0

I use the following code to try and scrape the tickers of the firms on eToro. My only issue is that this code only generates only the first 50 as this is how many is displayed when looking at the url. You can show more on the site but this is not reflected in the request so I'm just wondering if it would be possible to get all of them.

import requests
import json
from bs4 import BeautifulSoup
from selenium.webdriver.chrome.options import Options
from selenium import webdriver
options = Options()
driver = webdriver.Chrome("chromedriver.exe", options = options)
driver.get("https://www.etoro.com/discover/markets/stocks/exchange/london")

soup = BeautifulSoup(driver.page_source, 'html.parser')

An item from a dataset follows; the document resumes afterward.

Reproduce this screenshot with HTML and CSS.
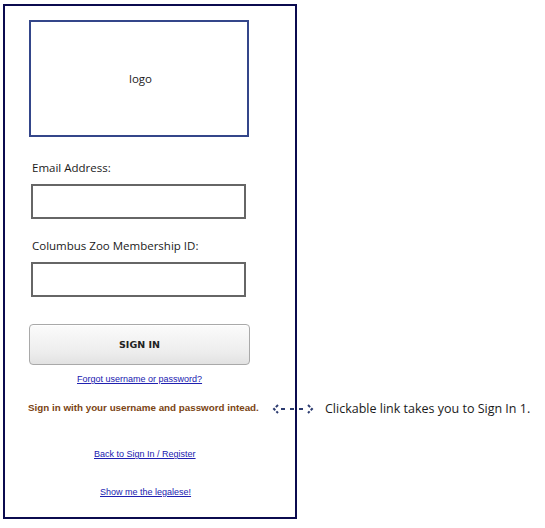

soup = BeautifulSoup(driver.page_source, 'html.parser')
section = soup.find_all("a", attrs = {"class" : "card-avatar-wrap"})
firms = []
for i in range(len(section)):
    firms.append(section[i]["href"].split("/")[2]) 
43zombiegit
  • 115
  • 1
  • 10
  • Yes, you can get all of them. You will have to figure out a way to click to move to the next page and then wrap everything in a loop or something. – DaveIdito Nov 14 '20 at 22:10

1 Answers1

1

Built on top of your code, here's a working example. Of course, it's not a production grade code, so if you want to use it in a more re-usable way, you might have to add more bells and whistles.

import time
import requests
import json
from bs4 import BeautifulSoup
from selenium.webdriver.chrome.options import Options
from selenium import webdriver
options = Options()
driver = webdriver.Chrome(options = options)
driver.get("https://www.etoro.com/discover/markets/stocks/exchange/london")

firms = []

while True:
    soup = BeautifulSoup(driver.page_source, 'html.parser')
    soup = BeautifulSoup(driver.page_source, 'html.parser')
    section = soup.find_all("a", attrs = {"class" : "card-avatar-wrap"})
    for i in range(len(section)):
        firms.append(section[i]["href"].split("/")[2])
        
    # The only new thing- try to click the button.
    try:
        _ = driver.find_element_by_xpath('/html/body/ui-layout/div/div/div[2]/et-discovery-markets-results/div/et-discovery-markets-results-header/div/div[2]/div/div[2]/a[2]')
        _.click()
        time.sleep(1) #add a delay
        
        if 'disabled' in _.get_attribute('class'):
            print('END- Last page reached')
            break 
    except:
        break

Update: This works for me. I'm not sure what's breaking it on your end, but here's how you can debug further-

  1. Try checking if the xpath is same in your selenium browser as well.
  2. Add a time.sleep(2) before the while loop.
DaveIdito
  • 1,546
  • 14
  • 31